In other words, generative AI has changed users’ compute power needs. Ordinary facilities in traditional IDC data halls cannot meet them. They must be upgraded into smart computing centers that can run AI in order not to be left behind by the times.
According to data from Tech-Con (科智咨询), in 2025 the market size of China’s smart computing center sector reached RMB 128.9 billion, up 18.7% year over year. It is expected to reach RMB 288.6 billion by 2028, with a CAGR of over 30%. AI compute power demand has become the core growth engine for the industry.
While stabilizing traditional business, steadily expanding AI compute power business is a challenge that IDC companies generally face.
After combing through information, The Times Weekly reporter found that leading IDC vendors such as Runze Technology (润泽科技) and 万国数据 are all accelerating their AI compute power deployments. In 2025, Runze Technology delivered AI compute power racks at large scale, while 万国数据 signed long-term compute power rental agreements with major model vendors such as ByteDance and Zhipu AI.
In its earlier research report, Tech-Con (科智咨询) pointed out that for small and medium-sized IDC companies, transformation is more difficult due to constraints in capital and technology.
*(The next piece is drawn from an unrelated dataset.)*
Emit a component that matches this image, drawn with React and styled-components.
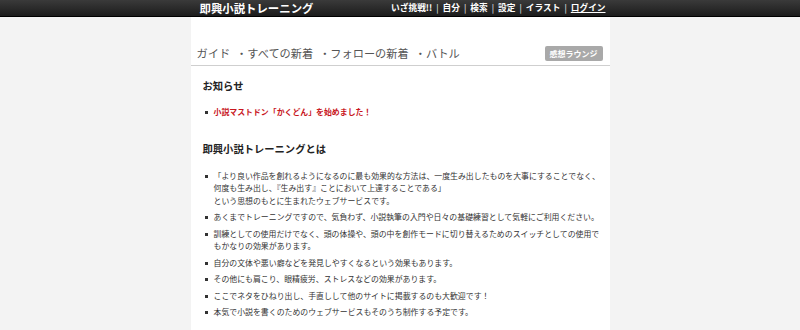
import styled, { createGlobalStyle } from "styled-components"

const GlobalStyle = createGlobalStyle`
  body {
    margin: 0;
    background: #f3f3f3;
    font-family: "Noto Sans CJK JP", "Noto Sans", sans-serif;
  }
`

const navItems = ["いざ挑戦!!", "自分", "検索", "設定", "イラスト"]

const tabs = ["ガイド", "・すべての新着", "・フォローの新着", "・バトル"]

const about = [
  ["「より良い作品を創れるようになるのに最も効果的な方法は、一度生み出したものを大事にすることでなく、", "何度も生み出し、『生み出す』ことにおいて上達することである」", "という思想のもとに生まれたウェブサービスです。"],
  ["あくまでトレーニングですので、気負わず、小説執筆の入門や日々の基礎練習として気軽にご利用ください。"],
  ["訓練としての使用だけでなく、頭の体操や、頭の中を創作モードに切り替えるためのスイッチとしての使用で", "もかなりの効果があります。"],
  ["自分の文体や悪い癖などを発見しやすくなるという効果もあります。"],
  ["その他にも肩こり、眼精疲労、ストレスなどの効果があります。"],
  ["ここでネタをひねり出し、手直しして他のサイトに掲載するのも大歓迎です！"],
  ["本気で小説を書くのためのウェブサービスもそのうち制作する予定です。"],
]

const App = () => {
  return (
    <>
      <GlobalStyle />
      <TopBar>
        <TopInner>
          <SiteTitle>即興小説トレーニング</SiteTitle>
          <Nav>
            {navItems.map((item) => (
              <span key={item}>
                <NavLink>{item}</NavLink>
                <Sep>|</Sep>
              </span>
            ))}
            <NavLink $underline>ログイン</NavLink>
          </Nav>
        </TopInner>
      </TopBar>

      <Main>
        <TabRow>
          <Tabs>
            {tabs.map((t) => (
              <Tab key={t}>{t}</Tab>
            ))}
          </Tabs>
          <LoungeBtn>感想ラウンジ</LoungeBtn>
        </TabRow>

        <Section>
          <Heading>お知らせ</Heading>
          <List $first>
            <Item $red>小説マストドン「かくどん」を始めました！</Item>
          </List>
        </Section>

        <Section $about>
          <Heading>即興小説トレーニングとは</Heading>
          <List>
            {about.map((lines, i) => (
              <Item key={i}>
                {lines.map((l, j) => (
                  <div key={j}>{l}</div>
                ))}
              </Item>
            ))}
          </List>
        </Section>
      </Main>
    </>
  )
}

export default App

const TopBar = styled.div`
  height: 16px;
  background: linear-gradient(#3a3a3a, #1c1c1c);
  border-bottom: 1px solid #000;
`

const TopInner = styled.div`
  width: 419px;
  margin: 0 auto;
  height: 16px;
  display: flex;
  align-items: center;
  justify-content: space-between;
  padding: 0 4px 0 9px;
  box-sizing: border-box;
`

const SiteTitle = styled.div`
  color: #fff;
  font-size: 11.4px;
  font-weight: 700;
  line-height: 16px;
`

const Nav = styled.div`
  display: flex;
  align-items: center;
  color: #fff;
  font-size: 8.7px;
  font-weight: 700;
  line-height: 16px;
`

const NavLink = styled.span`
  color: #fff;
  text-decoration: ${(p) => (p.$underline ? "underline" : "none")};
`

const Sep = styled.span`
  margin: 0 4px;
  font-weight: 400;
`

const Main = styled.div`
  width: 419px;
  margin: 0 auto;
  background: #fff;
  min-height: 313px;
`

const TabRow = styled.div`
  display: flex;
  align-items: center;
  justify-content: space-between;
  padding: 29px 7px 4px 6px;
  border-bottom: 1px solid #cfcfcf;
`

const Tabs = styled.div`
  display: flex;
  gap: 6px;
`

const Tab = styled.span`
  font-size: 11.2px;
  line-height: 15px;
  color: #555;
`

const LoungeBtn = styled.span`
  background: #a9a9a9;
  color: #fff;
  font-size: 8px;
  font-weight: 700;
  line-height: 15px;
  padding: 0 5px;
  border-radius: 2px;
`

const Section = styled.div`
  padding: ${(p) => (p.$about ? "19px" : "13px")} 10px 0 12px;
`

const Heading = styled.div`
  font-size: 10.3px;
  font-weight: 700;
  color: #222;
  line-height: 14px;
`

const List = styled.ul`
  list-style: none;
  margin: ${(p) => (p.$first ? "13px" : "14px")} 0 0;
  padding: 0;
`

const Item = styled.li`
  position: relative;
  padding-left: 11px;
  margin-bottom: 4px;
  font-size: 7.9px;
  line-height: 12.5px;
  color: ${(p) => (p.$red ? "#c8161d" : "#333")};
  font-weight: ${(p) => (p.$red ? 700 : 400)};
  white-space: nowrap;

  &::before {
    content: "";
    position: absolute;
    left: 2px;
    top: 5px;
    width: 3px;
    height: 3px;
    background: #333;
  }
`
Yun Cloud Workshop is also accelerating its own transition plan. In 2025, it made multiple investments around “edge cloud + AI services.” The company, through cooperation with AMD, landed a smart computing center in Wuxi and built a heterogeneous compute power cluster integrating domestically produced and internationally advanced GPUs. It also launched industry large-model solutions for sectors including transportation, government affairs, and industrial applications, expanding scenarios for AI deployment.
In March this year, Yun Cloud Workshop announced that it would jointly build an OPC large-model public service platform with the China Academy of Information and Communications Technology (中国信息通信研究院). It will integrate diversified GPU computing power resources including NVIDIA, AMD, and Ascend (昇腾), providing elastic compute power scheduling, model deployment, and API calling services—lowering the barrier for AI startups.
Yun Cloud Workshop has frequently rolled out plans in both AI compute power and platform ecosystems. Yet because the deployment cycle is long and the monetization speed of new businesses is slow, it has actually further amplified the pressure during the transition period.
Guo Tao believes that AI compute power centers require massive upfront investment. From server deployment and power system support to cooling technology upgrades, continuous funding is needed. Moreover, cultivating customers and ramping up orders require time; in the short term, it is hard for them to contribute meaningful incremental revenue and profit, resulting in a gap period between old and new businesses.
“If the company keeps competing internally in low-gross-margin businesses, or blindly ramps up new businesses and puts pressure on the capital chain, Yun Cloud Workshop’s situation may become even more passive,” Guo Tao said.